O carioca Luiz Alfredo Garcia-Roza desencarnou um dia desses, aos 84 anos. Psicanalista, ensaísta e professor universitário, aos 60 anos largou tudo o que vinha fazendo para se dedicar à ficção, estreando com O Silêncio da Chuva, laureado com o Jabuti e o Nestlè, em 1997. Desde então, escreveu mais 11 romances policiais, todos ambientados no Rio de Janeiro, em Copacabana e no Peixoto, um reduto de Copacabana, onde mora o delegado Espinosa, personagem recorrente de seus livros, e que trabalha na 12ª DP, na Rua Hilário de Gouveia.
Nos 12 romances que escreveu ao longo de 24 anos, Roza se revelou um mestre do gênero policial, traduzido para vários idiomas. Suas personagens são tão de carne e osso que lhes sentimos o cheiro, e suas tramas são tão intricadas como as da vida real. E o Rio é descortinado sob a ótica de um policial singular, o delegado Espinoza, de caráter irrepreensível, leitor inveterado, viajor de fantasias, mas que, ao investigar um caso, vai até o fim, por uma razão: é imperioso que o caso seja deslindado, o que significa dizer desnudar a alma das personagens envolvidas nele, pois para tudo há uma razão, e é atrás dessa razão que Espinoza anda.
Assim, o que o move é o mistério. “Quem gosta de whodunit é cão farejador. O crime, qualquer um pode desvendar. O enigma, não. O que importa é o que está por trás do crime, suas motivações, o silêncio” – disse Roza, lembrando Crime e Castigo, de Dostoiévski. “Não é um desvendamento de um assassinato. O Dostoiévski mostra o crime logo no início, assim como fiz em O Silêncio da Chuva. E ninguém deixou de ler por causa disso.”
A Copacabana de Espinosa é noir, um enxame de personagens excessivamente humanos. Já dizia Rubem Fonseca: “O Rio não é aquilo que se vê do Pão de Açúcar”. As tramas de Roza geralmente se passam entre o Bairro Peixoto, a Rua Hilário de Gouveia e a praia. Nessa região, ele frequenta La Trattoria, sebos, a Galeria Menescal, onde compra quibes no Baalbek, e gosta de caminhar, simplesmente caminhar, assim como eu. O simples ato de caminhar é repleto de nuanças, de visões, de perspectivas.

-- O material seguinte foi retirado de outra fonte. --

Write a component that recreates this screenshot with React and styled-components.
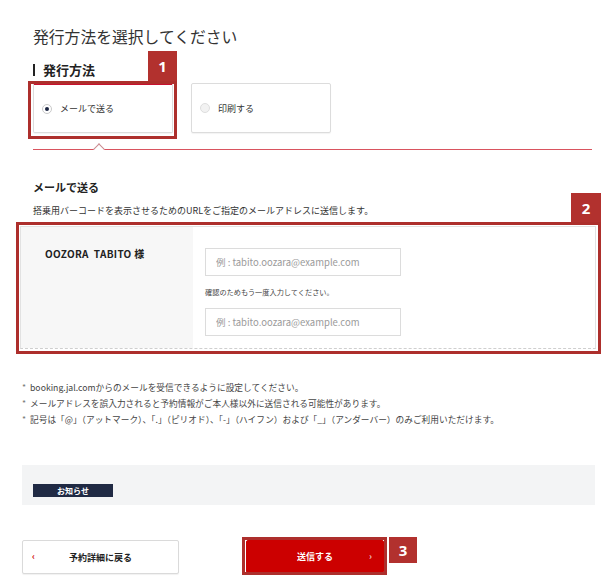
import styled, { createGlobalStyle } from "styled-components";

const GlobalStyle = createGlobalStyle`
  body {
    margin: 0;
    background: #fff;
    font-family: "Noto Sans CJK JP", "Noto Sans", sans-serif;
    color: #333;
  }
`;

const Page = styled.div`
  width: 616px;
  height: 582px;
  overflow: hidden;
  padding: 0 20px;
  box-sizing: border-box;
`;

const Header = styled.div`
  padding-left: 13px;
  padding-right: 4px;
`;

const Title = styled.h1`
  margin: 27px 0 0;
  font-size: 15.8px;
  line-height: 20px;
  font-weight: 400;
  color: #333;
`;

const SectionHeading = styled.h2`
  margin: 14px 0 0;
  display: flex;
  align-items: center;
  gap: 8px;
  font-size: 13px;
  line-height: 18px;
  font-weight: 700;
  color: #222;

  &::before {
    content: "";
    width: 2px;
    height: 12px;
    background: #222;
  }
`;

const CardRow = styled.div`
  margin-top: 4px;
  display: flex;
  gap: 18px;
`;

const Annotated = styled.div`
  position: relative;
`;

const Frame = styled.div`
  position: absolute;
  inset: ${(p) => p.$inset};
  border: 3px solid #ad2f2c;
  pointer-events: none;
`;

const Badge = styled.div`
  position: absolute;
  width: ${(p) => p.$w}px;
  height: ${(p) => p.$h}px;
  background: #b2312e;
  color: #fff;
  font-family: "Noto Sans", sans-serif;
  font-weight: 700;
  font-size: 15px;
  display: flex;
  align-items: center;
  justify-content: center;
  ${(p) => p.$pos}
`;

const MethodCard = styled.div`
  width: 140px;
  height: 50px;
  box-sizing: border-box;
  border: 1px solid #dcdcdc;
  border-top: ${(p) => (p.$selected ? "2px solid #c8102e" : "1px solid #dcdcdc")};
  border-radius: 2px;
  background: #fff;
  display: flex;
  align-items: center;
  padding-left: 8px;
  gap: 8px;
  font-size: 9px;
  color: #333;
  box-shadow: 0 1px 1px rgba(0, 0, 0, 0.05);
`;

const Radio = styled.span`
  width: 10px;
  height: 10px;
  border-radius: 50%;
  box-sizing: border-box;
  border: 1px solid ${(p) => (p.$checked ? "#c9c9c9" : "#dedede")};
  background: ${(p) => (p.$checked ? "#fff" : "#f2f2f2")};
  display: flex;
  align-items: center;
  justify-content: center;

  &::after {
    content: "";
    width: 4px;
    height: 4px;
    border-radius: 50%;
    background: ${(p) => (p.$checked ? "#1c2541" : "transparent")};
  }
`;

const Divider = styled.div`
  position: relative;
  margin-top: 16px;
  height: 1px;
  background: #d9545f;

  &::after {
    content: "";
    position: absolute;
    left: 62px;
    top: -4px;
    width: 7px;
    height: 7px;
    background: #fff;
    border-top: 1px solid #c98a8f;
    border-left: 1px solid #c98a8f;
    transform: rotate(45deg);
  }
`;

const SubHeading = styled.h3`
  margin: 30px 0 0;
  font-size: 11px;
  line-height: 14px;
  font-weight: 700;
  color: #222;
`;

const Description = styled.p`
  margin: 10px 0 0;
  font-size: 9px;
  line-height: 14px;
  color: #333;
`;

const FormBox = styled.div`
  margin-top: 8px;
  display: flex;
  border: 1px solid #e2e2e2;
  border-bottom: 1px dashed #cfcfcf;
  height: 123px;
  box-sizing: border-box;
`;

const NameCell = styled.div`
  width: 172px;
  background: #f7f7f7;
  padding: 20px 0 0 24px;
  box-sizing: border-box;
  font-size: 10px;
  line-height: 14px;
  font-weight: 700;
  color: #222;
  letter-spacing: 0.3px;
`;

const FieldCell = styled.div`
  flex: 1;
  padding: 21px 0 0 12px;
  background: #fff;
`;

const EmailInput = styled.input`
  display: block;
  width: 196px;
  height: 28px;
  box-sizing: border-box;
  border: 1px solid #dcdcdc;
  padding: 0 10px;
  font-family: "Noto Sans CJK JP", "Noto Sans", sans-serif;
  font-size: 9.5px;
  outline: none;

  &::placeholder {
    color: #9a9a9a;
  }
`;

const Hint = styled.p`
  margin: 0;
  padding: 10px 0 0;
  height: 32px;
  box-sizing: border-box;
  font-size: 7.2px;
  line-height: 12px;
  color: #444;
`;

const Notes = styled.ul`
  margin: 31px 0 0 2px;
  padding: 0;
  list-style: none;
`;

const Note = styled.li`
  font-size: 8.7px;
  line-height: 16px;
  color: #444;
  display: flex;

  &::before {
    content: "*";
    width: 8px;
    color: #777;
  }
`;

const NoticeBox = styled.div`
  margin: 37px 1px 0 2px;
  height: 40px;
  background: #f3f4f5;
  padding: 10px 0 0 11px;
  box-sizing: border-box;
`;

const NoticeLabel = styled.span`
  display: inline-flex;
  align-items: center;
  justify-content: center;
  width: 80px;
  height: 13px;
  background: #202a44;
  color: #fff;
  font-size: 8px;
  font-weight: 700;
`;

const ButtonRow = styled.div`
  margin: 35px 0 0 2px;
  display: flex;
  align-items: flex-start;
  gap: 67px;
`;

const Button = styled.button`
  position: relative;
  width: ${(p) => (p.$primary ? "138px" : "157px")};
  height: ${(p) => (p.$primary ? "33px" : "34px")};
  box-sizing: border-box;
  border: 1px solid ${(p) => (p.$primary ? "#c00" : "#dadada")};
  border-radius: 2px;
  background: ${(p) => (p.$primary ? "#cc0000" : "#fff")};
  color: ${(p) => (p.$primary ? "#fff" : "#222")};
  font-family: "Noto Sans CJK JP", "Noto Sans", sans-serif;
  font-size: 9px;
  font-weight: 700;
  display: flex;
  align-items: center;
  justify-content: center;
  padding: 0;
  box-shadow: 0 1px 1px rgba(0, 0, 0, 0.06);
`;

const Chevron = styled.span`
  position: absolute;
  top: 50%;
  transform: translateY(-55%);
  font-size: 9px;
  font-weight: 700;
  color: ${(p) => p.$color};
  ${(p) => (p.$side === "left" ? "left: 9px;" : "right: 11px;")}
`;

const App = () => {
  return (
    <>
      <GlobalStyle />
      <Page>
        <Header>
          <Title>発行方法を選択してください</Title>
          <SectionHeading>発行方法</SectionHeading>

          <CardRow>
            <Annotated>
              <MethodCard $selected>
                <Radio $checked />
                メールで送る
              </MethodCard>
              <Frame $inset="-2px -4px -6px -5px" />
              <Badge $w={29} $h={30} $pos="right: -4px; top: -32px;">
                1
              </Badge>
            </Annotated>
            <MethodCard>
              <Radio />
              印刷する
            </MethodCard>
          </CardRow>

          <Divider />

          <SubHeading>メールで送る</SubHeading>
          <Description>
            搭乗用バーコードを表示させるためのURLをご指定のメールアドレスに送信します。
          </Description>
        </Header>

        <Annotated>
          <FormBox>
            <NameCell>OOZORA&nbsp;&nbsp;TABITO 様</NameCell>
            <FieldCell>
              <EmailInput placeholder="例 : tabito.oozara@example.com" />
              <Hint>確認のためもう一度入力してください。</Hint>
              <EmailInput placeholder="例 : tabito.oozara@example.com" />
            </FieldCell>
          </FormBox>
          <Frame $inset="-4px -5px -5px -4px" />
          <Badge $w={30} $h={29} $pos="right: -5px; top: -33px;">
            2
          </Badge>
        </Annotated>

        <Notes>
          <Note>booking.jal.comからのメールを受信できるように設定してください。</Note>
          <Note>メールアドレスを誤入力されると予約情報がご本人様以外に送信される可能性があります。</Note>
          <Note>
            記号は「@」（アットマーク）、「.」（ピリオド）、「-」（ハイフン）および「_」（アンダーバー）のみご利用いただけます。
          </Note>
        </Notes>

        <NoticeBox>
          <NoticeLabel>お知らせ</NoticeLabel>
        </NoticeBox>

        <ButtonRow>
          <Button>
            <Chevron $side="left" $color="#c00">‹</Chevron>
            予約詳細に戻る
          </Button>
          <Annotated>
            <Button $primary>
              送信する
              <Chevron $side="right" $color="#f3c0c0">›</Chevron>
            </Button>
            <Frame $inset="-3px -3px -2px -4px" />
            <Badge $w={28} $h={26} $pos="left: calc(100% + 5px); top: -3px;">
              3
            </Badge>
          </Annotated>
        </ButtonRow>
      </Page>
    </>
  );
};

export default App;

É nesse cenário que as tramas de Roza vão dando vida ao tecido. “Quase sempre parto de um fato bobo e sem expressão. Certa vez vi um menino saindo debaixo de uma caixa de papelão. Esse foi o ponto de partida para Achados e Perdidos, por exemplo. Eu não costumo fazer um plot. A trama surge enquanto escrevo, no meio do livro” – disse Roza.
Perguntado se ele mataria Espinosa, como Conan Doyle fez com
Sherlock Holmes, Roza respondeu: “Não tenho plano de matá-lo, mas não está fora
de cogitação. No dia em que ele começar a ser repetitivo, terei que tomar uma
decisão”. Espinosa sobreviveu a Roza.